The following is an exchange between a mystic and a skeptic about whether and how you can know God. It should be clear which of the two voices is my own:
A: I know God.
B: What do you mean by “know God”?
A: I mean I had an actual encounter with God.
B: How do you know it was “God”?
A: You just know. It is like something – make that Someone – you already know, but you forgot you knew that Person, until that Person showed up. Your memory showed up at the same time.
B: I have never had an encounter with what you call God. Can you prove it was God, and that you really know God?
A: What do you mean by “prove”? Mine was a strictly private experience. I don’t know how to prove it to anyone else. And what would a “proof” look like, anyway, and who would it be for? Not for me, but for you. The only thing I can offer is this: you need to encounter God for yourself.
B: But how can you be so sure it was God? And how can you have knowledge nobody else has, or at least no one else is personally privy to except you?
A: I can neither explain nor justify what happened. But I am as certain that I encountered God as I am that you and I are conversing. Plus, others have reported the same kind of encounter.

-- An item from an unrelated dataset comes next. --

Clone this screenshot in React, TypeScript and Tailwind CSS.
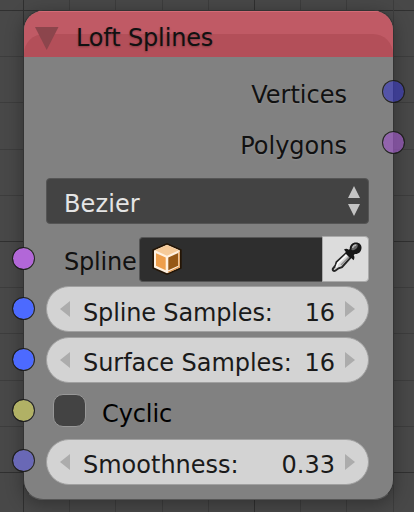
import React from "react";

const minor = [0, 1, 2, 3, 4, 5, 6, 7, 8, 9, 10];

function Grid() {
  return (
    <svg className="absolute inset-0 h-full w-full" viewBox="0 0 414 512" shapeRendering="crispEdges">
      {minor.map((i) => {
        const p = Math.round(i * 46.2);
        const color = i % 5 === 0 ? "#303030" : "#3d3d3d";
        return (
          <g key={i} fill={color}>
            <rect x={23 + p} y="0" width="1" height="512" />
            <rect x="0" y={10 + p} width="414" height="1" />
          </g>
        );
      })}
    </svg>
  );
}

function Socket({ side, place, color }: { side: "left" | "right"; place: string; color: string }) {
  return (
    <span
      className={`absolute size-[23px] rounded-full border border-[#191919]/90 bg-clip-padding ${
        side === "left" ? "-left-[11px]" : "-right-[11px]"
      } ${place} ${color}`}
    />
  );
}

function NumberField({ label, value, pad }: { label: string; value: string; pad: string }) {
  return (
    <div
      className={`relative ml-[23px] mr-[25px] flex h-[46px] items-start justify-between rounded-full border border-[#a0a0a0] bg-[#d3d3d3] pl-[36px] pr-[33px] text-[#1a1a1a] ${pad}`}
    >
      <svg className="absolute left-[13px] top-[14px] h-4 w-[10px]" viewBox="0 0 10 16">
        <path d="M10 0v16L0 8z" fill="#acacac" />
      </svg>
      <span>{label}</span>
      <span>{value}</span>
      <svg className="absolute right-[13px] top-[14px] h-4 w-[10px]" viewBox="0 0 10 16">
        <path d="M0 0v16l10-8z" fill="#acacac" />
      </svg>
    </div>
  );
}

function CubeIcon() {
  return (
    <svg className="ml-[12px] mt-[5px] h-8 w-[30px]" viewBox="0 0 30 32">
      <path d="M15 0 29.700 6.500v19L15 32 .3 25.500v-19z" fill="#241505" />
      <path d="m15 1.800 13 5.700v17L15 30.200 2 24.500v-17z" fill="#fff0df" />
      <path d="m15 2 12 5.200-12 5.500L3 7.200z" fill="#f6ca98" />
      <path d="m4 10.200 9.700 4.200v12.800L4 22.700z" fill="#ee9e4b" />
      <path d="m16.300 14.400 9.900-4.300v12.600l-9.900 4.600z" fill="#965816" />
      <path d="M27.300 8.500v15.600L16 29.200" fill="none" stroke="#e49b51" strokeWidth="1.200" />
    </svg>
  );
}

function EyedropperIcon() {
  return (
    <svg className="h-8 w-8" viewBox="0 0 32 32">
      <path
        d="M17.500 11 6.500 21 5.500 24.500 3 27.500c-.8 1.800.6 3 2.300 2.200l3.200-2.400 3.500-1.200L21.500 15.500z"
        fill="#d6d6d6"
        stroke="#252525"
        strokeWidth="2"
      />
      <path d="m16.800 13.500-9 8.700-1.500 4" fill="none" stroke="#fafafa" strokeWidth="1.800" />
      <path d="m20 15-9 9" stroke="#8f8f8f" strokeWidth="1.500" />
      <path
        d="M14 8.500c1.700-1 3.300-.8 4.800.3l1-.8C19.500 4.500 22 1.500 26 1.500c3.500 0 5.700 2.300 5.500 5.500-.2 4-3 6.300-6.700 6l-1.100 1.200c1 1.500 1 3.300-.2 5l-2.300-2.300-.9.300-4.800-4.700.4-1.500z"
        fill="#161616"
      />
      <path d="M21.500 9c-.4-3 1.800-5.600 5.200-6l1 .8c.5 2.500-1.700 5.200-4.700 5.400z" fill="#666" />
      <path d="M22.500 7c.7-2.200 2-3 3.700-3" fill="none" stroke="#b5b5b5" strokeWidth="1.400" />
    </svg>
  );
}

export default function App() {
  return (
    <div className="relative h-[512px] w-[414px] overflow-hidden bg-[#484848] pl-[23px] pt-[10px] font-['DejaVu_Sans',sans-serif] text-[24px] leading-[28px] text-[#111]">
      <Grid />
      <div className="relative h-[490px] w-[371px] rounded-[20px] shadow-[0_4px_18px_rgba(0,0,0,0.32)]">
        <div className="h-full w-full overflow-hidden rounded-[20px] border border-[#333] border-b-[#555] bg-[#838383]/98">
          <div className="relative h-[46px] bg-[#c05a65] shadow-[inset_0_1px_0_#d36b76]">
            <div className="absolute inset-x-0 bottom-0 h-[23px] rounded-t-[20px] bg-[#b34f59]" />
            <div className="relative flex items-start pl-[11px] pt-[13px]">
              <svg className="mt-[3px] h-6 w-6" viewBox="0 0 24 24">
                <path d="M0 0h23.500L11.700 23z" fill="#8c454c" />
              </svg>
              <span className="ml-[17px] tracking-[-0.15px] [text-shadow:0_1px_2px_rgba(0,0,0,0.25)]">Loft Splines</span>
            </div>
          </div>

          <div className="-mx-px flex flex-col pt-[10px]">
            <div className="flex h-[50px] justify-end pr-[47px] pt-[14px] [text-shadow:0_1px_2px_rgba(255,255,255,0.12)]">
              Vertices
            </div>
            <div className="flex h-[50px] justify-end pr-[47px] pt-[15px] [text-shadow:0_1px_2px_rgba(255,255,255,0.12)]">
              Polygons
            </div>

            <div className="ml-[23px] mr-[25px] mt-[11px] flex h-[46px] items-start justify-between rounded-[4px] border border-[#555] bg-[#434343] pl-[17px] pr-[8px] pt-[11px] text-[#e5e5e5]">
              <span className="tracking-[0.1px]">Bezier</span>
              <svg className="-mt-[4px] h-[30px] w-3" viewBox="0 0 12 30">
                <path d="M6 0l6 12H0zM0 18h12L6 30z" fill="#c3c3c3" />
              </svg>
            </div>

            <div className="ml-[41px] mr-[25px] mt-3 flex h-[46px] items-start">
              <span className="w-[75px] pt-[12px] tracking-[-0.2px]">Spline</span>
              <div className="mt-px flex h-[45px] w-[183px] rounded-l-[4px] border-y border-l border-[#555] bg-[#2e2e2e]">
                <CubeIcon />
              </div>
              <div className="flex h-[46px] w-[47px] items-start justify-center rounded-r-[4px] border border-[#aaa] bg-[#dcdcdc] pt-[4px]">
                <EyedropperIcon />
              </div>
            </div>

            <div className="mt-1">
              <NumberField label="Spline Samples:" value="16" pad="pt-[12px] tracking-[-0.15px]" />
            </div>
            <div className="mt-[5px]">
              <NumberField label="Surface Samples:" value="16" pad="pt-[11px] tracking-[-0.06px]" />
            </div>

            <div className="mt-[11px] flex h-[34px] items-start pl-[30px] text-black">
              <span className="size-[33px] rounded-[10px] border border-[#989898] bg-[#434343]" />
              <span className="ml-[16px] pt-[6px] tracking-[-0.1px]">Cyclic</span>
            </div>

            <div className="mt-[11px]">
              <NumberField label="Smoothness:" value="0.33" pad="pt-[11px]" />
            </div>
          </div>
        </div>

        <Socket side="right" place="top-[70px]" color="bg-[#3c3cbd]/65" />
        <Socket side="right" place="top-[121px]" color="bg-[#9a58c0]/70" />
        <Socket side="left" place="top-[237px]" color="bg-[#b267d8]" />
        <Socket side="left" place="top-[287px]" color="bg-[#4c6aff]" />
        <Socket side="left" place="top-[338px]" color="bg-[#4c6aff]" />
        <Socket side="left" place="top-[389px]" color="bg-[#b1b165]" />
        <Socket side="left" place="top-[439px]" color="bg-[#6968b6]" />
      </div>
    </div>
  );
}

B: OK, you say you cannot justify or prove that you encountered God. Can you at least tell me what you mean by “know”? I don’t understand what you mean by “knowing” God.

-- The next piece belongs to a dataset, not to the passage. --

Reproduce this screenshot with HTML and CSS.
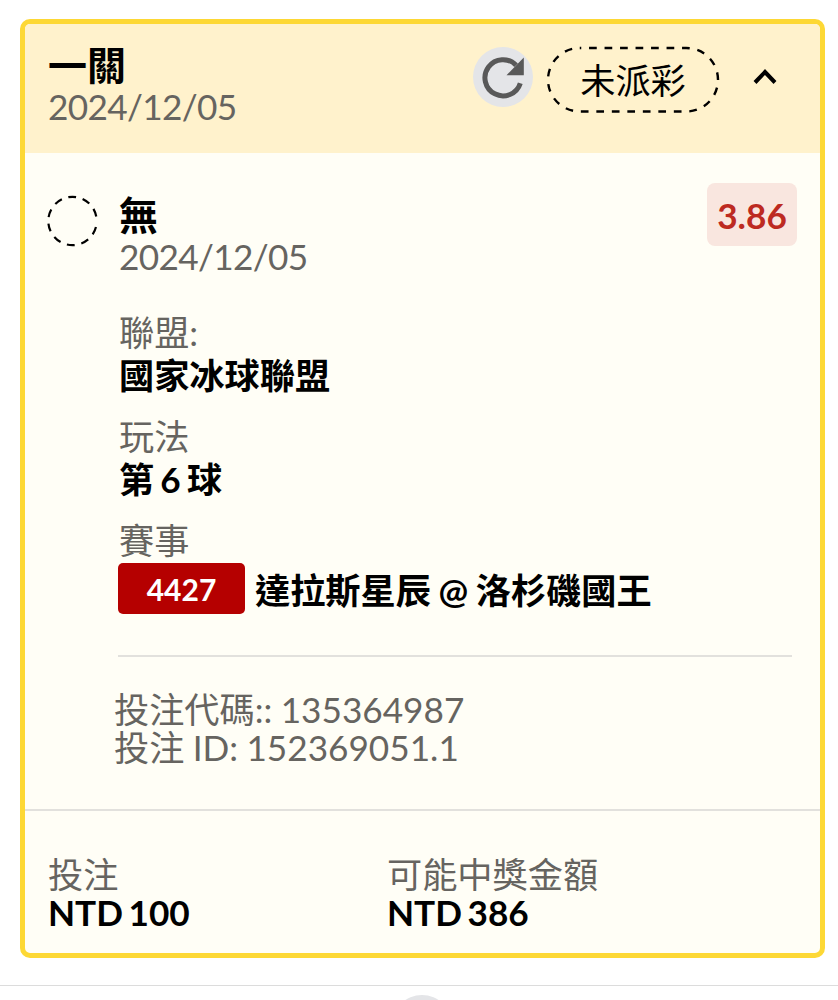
FILE: index.html
```html
<!doctype html>
<html lang="zh-Hant">

	<head>
		<meta charset="UTF-8">
		<title>一關</title>
		<link rel="stylesheet" href="styles.css">
	</head>

	<body>
		<div class="ticket">
			<div class="ticket-head">
				<div>
					<div class="title">一關</div>
					<div class="date">2024/12/05</div>
				</div>
				<div class="head-right">
					<button class="refresh" type="button">
						<svg width="60" height="60" viewBox="0 0 60 60">
							<path d="M47.3 36.2A18.1 18.1 0 1 1 43.1 18.2" fill="none" stroke="#595959" stroke-width="5" />
							<path d="M50.8 10.5V28.2H33.5Z" fill="#595959" />
						</svg>
					</button>
					<svg class="status" width="174" height="68" viewBox="0 0 174 68">
						<rect x="2" y="2" width="170" height="63.5" rx="31.75" fill="none" stroke="#000" stroke-width="2.4" stroke-dasharray="7.7 7.8" stroke-dashoffset="-9.3" />
						<text x="87" y="48" text-anchor="middle">未派彩</text>
					</svg>
					<svg class="arrow" width="26" height="18" viewBox="0 0 26 18">
						<path d="M3 14.5L13 4L23 14.5" fill="none" stroke="#000" stroke-width="4" />
					</svg>
				</div>
			</div>

			<div class="ticket-body">
				<svg class="dot" width="52" height="52" viewBox="0 0 52 52">
					<circle cx="25.5" cy="26" r="24.2" fill="none" stroke="#000" stroke-width="2.2" stroke-dasharray="8 6.7" stroke-dashoffset="-6.1" />
				</svg>
				<div class="detail">
					<div class="detail-head">
						<div>
							<div class="title">無</div>
							<div class="date">2024/12/05</div>
						</div>
						<span class="odds">3.86</span>
					</div>
					<div class="item">
						<div class="label">聯盟:</div>
						<div class="value">國家冰球聯盟</div>
					</div>
					<div class="item">
						<div class="label">玩法</div>
						<div class="value">第 6 球</div>
					</div>
					<div class="item">
						<div class="label">賽事</div>
						<div class="match">
							<span class="code">4427</span>
							<span class="teams">達拉斯星辰 @ 洛杉磯國王</span>
						</div>
					</div>
					<div class="ids">
						<div>投注代碼:: 135364987</div>
						<div>投注 ID: 152369051.1</div>
					</div>
				</div>
			</div>

			<div class="ticket-foot">
				<div>
					<div class="foot-label">投注</div>
					<div class="amount">NTD 100</div>
				</div>
				<div>
					<div class="foot-label">可能中獎金額</div>
					<div class="amount">NTD 386</div>
				</div>
			</div>
		</div>

		<div class="bottom">
			<div class="bottom-btn"></div>
		</div>
	</body>

</html>
```

FILE: styles.css
```css
* {
	box-sizing: border-box;
}

body {
	display: flex;
	flex-direction: column;
	height: 1000px;
	margin: 0;
	padding-top: 19px;
	overflow: hidden;
	background-color: #fff;
	color: #000;
	font-family: Lato, "Noto Sans CJK TC", sans-serif;
	font-size: 35.2px;
	line-height: 40px;
}

svg {
	display: block;
}

.ticket {
	flex: none;
	width: 805px;
	height: 939px;
	margin-left: 20px;
	border: 5px solid #fdd835;
	border-radius: 10px;
	background-color: #fffef6;
	overflow: hidden;
}

.ticket-head {
	display: flex;
	justify-content: space-between;
	height: 129px;
	padding: 21px 42px 0 23px;
	background-color: #fff2cc;
}

.title {
	font-size: 39px;
	font-weight: 700;
	line-height: 41px;
}

.date,
.label,
.foot-label,
.ids {
	color: #666460;
}

.date {
	letter-spacing: -0.65px;
}

.head-right {
	display: flex;
	align-items: flex-start;
}

.refresh {
	width: 60px;
	height: 60px;
	margin: 2px 13px 0 0;
	padding: 0;
	border: 0;
	border-radius: 50%;
	background-color: #e4e5e8;
}

.status {
	margin-top: 1px;
}

.status text {
	font-size: 35.2px;
}

.arrow {
	margin: 23px 0 0 32px;
}

.ticket-body {
	display: flex;
	height: 658px;
	padding: 42px 23px 0 22px;
	border-bottom: 2px solid #e2e1dd;
}

.dot {
	flex: none;
	margin-right: 20px;
}

.detail {
	flex: 1;
}

.detail-head {
	display: flex;
	justify-content: space-between;
	height: 117px;
}

.odds {
	width: 90px;
	height: 63px;
	margin-top: -12px;
	border-radius: 8px;
	background-color: #f9e6df;
	color: #bd2a21;
	font-weight: 700;
	line-height: 65px;
	text-align: center;
}

.item {
	margin-bottom: 18px;
}

.value {
	font-weight: 700;
	line-height: 46px;
	word-spacing: -2.4px;
}

.match {
	display: flex;
	padding-top: 3px;
}

.code {
	width: 127px;
	height: 51px;
	margin: 0 10px 0 -1px;
	border-radius: 5px;
	background-color: #b50000;
	color: #fff;
	font-size: 30px;
	font-weight: 700;
	line-height: 52px;
	text-align: center;
}

.teams {
	font-weight: 700;
	line-height: 54px;
	word-spacing: -1px;
}

.ids {
	margin: 38px 5px 0 -1px;
	padding-top: 33px;
	border-top: 2px solid #e2e1dd;
	line-height: 38px;
	word-spacing: -0.7px;
}

.ids div {
	margin-left: -4px;
}

.ticket-foot {
	display: flex;
	padding: 44px 23px 0;
}

.ticket-foot > div {
	width: 339px;
}

.foot-label {
	line-height: 38px;
}

.amount {
	font-weight: 700;
	line-height: 38px;
	word-spacing: -3px;
}

.bottom {
	flex: none;
	height: 15px;
	margin-top: 27px;
	padding: 9px 0 0 392px;
	border-top: 1px solid #dcdcdc;
	overflow: hidden;
}

.bottom-btn {
	width: 60px;
	height: 60px;
	border-radius: 50%;
	background-color: #e4e5e8;
}
```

A: I will try. How would you know if a wind struck you? You cannot see the wind; you can only feel it against your skin, and observe how that wind affects things around you, like trees. My knowing God is sort of like a wind blowing through my inner being, my soul, my whatever it is that is not seeable yet not denied by most persons – except some Buddhists, who deny there is such a reality as a “soul.” Until the very instant this wind blew through me, I doubted that God existed. But now I cannot doubt it; plus, I am a different person since that wind blew through me.
B: Different how?
A: As Martin Buber put it: there is “something more” to my being than there was before the encounter, something I can neither deny nor explain. I realize this is comical; my having this kind of knowledge, but it is true nevertheless. There is knowledge where there was ignorance.
B: How can I see this difference in you that you assert? How can I know you are different due to what you say happened to you?

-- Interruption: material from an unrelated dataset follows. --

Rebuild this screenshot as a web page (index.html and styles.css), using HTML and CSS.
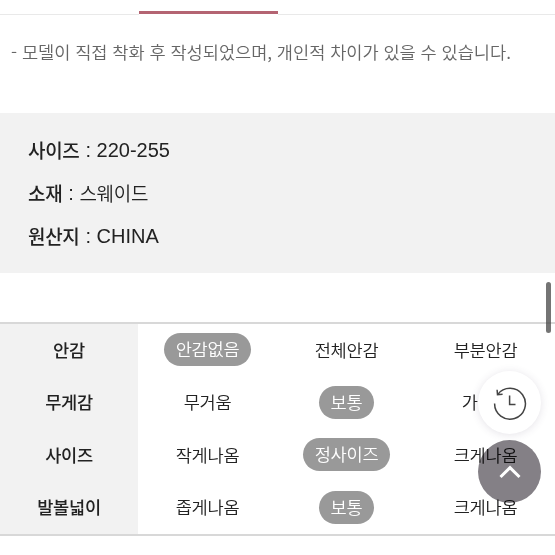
FILE: index.html
```html
<!DOCTYPE html>
<html lang="ko">
<head>
<meta charset="utf-8">
<title>상품 정보</title>
<link rel="stylesheet" href="styles.css">
</head>
<body>
<nav class="tabs"><span class="tab"></span><span class="tab active"></span><span class="tab wide"></span></nav>
<p class="note">- 모델이 직접 착화 후 작성되었으며, 개인적 차이가 있을 수 있습니다.</p>
<section class="info">
  <div><b>사이즈</b><i>:</i><span class="latin">220-255</span></div>
  <div><b>소재</b><i>:</i>스웨이드</div>
  <div><b>원산지</b><i>:</i><span class="latin">CHINA</span></div>
</section>
<section class="specs">
  <div class="row"><b>안감</b><span><em>안감없음</em></span><span>전체안감</span><span>부분안감</span></div>
  <div class="row"><b>무게감</b><span>무거움</span><span><em>보통</em></span><span>가벼움</span></div>
  <div class="row"><b>사이즈</b><span>작게나옴</span><span><em>정사이즈</em></span><span>크게나옴</span></div>
  <div class="row"><b>발볼넓이</b><span>좁게나옴</span><span><em>보통</em></span><span>크게나옴</span></div>
</section>
<div class="scrollbar"></div>
<button class="fab recent" aria-label="최근 본 상품">
  <svg width="36" height="36" viewBox="0 0 36 36" fill="none" stroke="#444" stroke-width="1.5"><path d="M2.6 18.5A15.4 15.4 0 1 0 5.6 9.6M5.1 4.8L5.5 9.8L10.6 9.3M17.6 10.5V19.4H23.5"/></svg>
</button>
<div class="fab shade"></div>
<button class="fab top" aria-label="맨 위로">
  <svg width="24" height="16" viewBox="0 0 24 16" fill="none" stroke="#fff" stroke-width="3"><path d="M2.5 13L12 3.6L21.5 13"/></svg>
</button>
</body>
</html>
```
FILE: styles.css
```css
* { box-sizing: border-box; }
body {
  position: relative;
  margin: 0;
  height: 555px;
  overflow: hidden;
  background: #fff;
  color: #222;
  font: 350 17.6px/26px "Noto Sans CJK KR", sans-serif;
  letter-spacing: -0.3px;
}
b { font-weight: 500; }
.tabs { display: grid; grid-template-columns: 139px 139px 1fr; height: 15px; }
.tab { border-bottom: 1px solid #e9e9e9; }
.tab.active { height: 14px; border-bottom: 3px solid #b46472; }
.note {
  margin: 0;
  height: 98px;
  padding: 24px 0 0 11px;
  color: #666;
  white-space: nowrap;
  letter-spacing: -0.05px;
}
.info {
  display: flex;
  flex-direction: column;
  gap: 17px;
  height: 160px;
  padding: 24px 28px;
  background: #f2f2f2;
  font-size: 19px;
}
.info div { display: flex; height: 26px; }
.info i { width: 17px; text-align: center; font: 20px/27px "Liberation Sans", sans-serif; }
.latin { font: 20px/27px "Liberation Sans", sans-serif; letter-spacing: 0; }
.specs {
  margin-top: 49px;
  height: 214px;
  border-top: 2px solid #d8d8d8;
  border-bottom: 2px solid #d8d8d8;
}
.row { display: grid; grid-template-columns: 138px 139px 139px 139px; height: 52.5px; text-align: center; }
.row > * { display: flex; align-items: center; justify-content: center; padding-bottom: 1px; }
.row em {
  height: 33px;
  padding: 0 11.5px;
  border-radius: 17px;
  background: #999;
  color: #fff;
  font-style: normal;
  line-height: 32px;
}
.row b { background: #f2f2f2; }
.scrollbar {
  position: absolute;
  left: 546px;
  top: 282px;
  width: 5px;
  height: 51px;
  border-radius: 3px;
  background: rgba(70, 70, 70, .75);
}
.fab {
  position: absolute;
  left: 478px;
  display: flex;
  align-items: center;
  justify-content: center;
  width: 63px;
  height: 63px;
  padding: 0;
  border: 0;
  border-radius: 50%;
}
.recent { top: 371px; background: #fff; box-shadow: 0 1px 8px rgba(70, 60, 90, .14); }
.shade, .top { top: 440px; }
.shade { background: #848086; mix-blend-mode: multiply; }
.top { background: transparent; }
```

A: First of all, I am willing to go out on a limb and claim what I never would or could have claimed before: I know God. And it is God that I know, and I truly know God. Secondly, you will hopefully note, should you do the necessary observational work, I behave somewhat differently toward others and life itself. I am generally gentler and kinder, more patient and accepting. Should these tendencies prove permanent, what would that say or indicate or prove to you?
B: I cannot be sure; it is just as possible that your naïve, even delusional belief that you have encountered and know God accounts for your change in behavior. It is definitely not a proof.
A: Is it possible or permissible to believe what you cannot prove?
B: Believe like what for example?
A: Believe that the universe consists only what can be experienced by the five senses. Believe that the “empirical world” is the only world there is. This is a pure belief, not provable and dependent totally upon itself; it assumes what it cannot prove: that the only world is the world of the senses. There is no proof of proof after all; logic cannot justify itself without appealing to itself. Finally, as Pascal said, the heart has reasons which reason knows not of. Knowing God is a heart thing.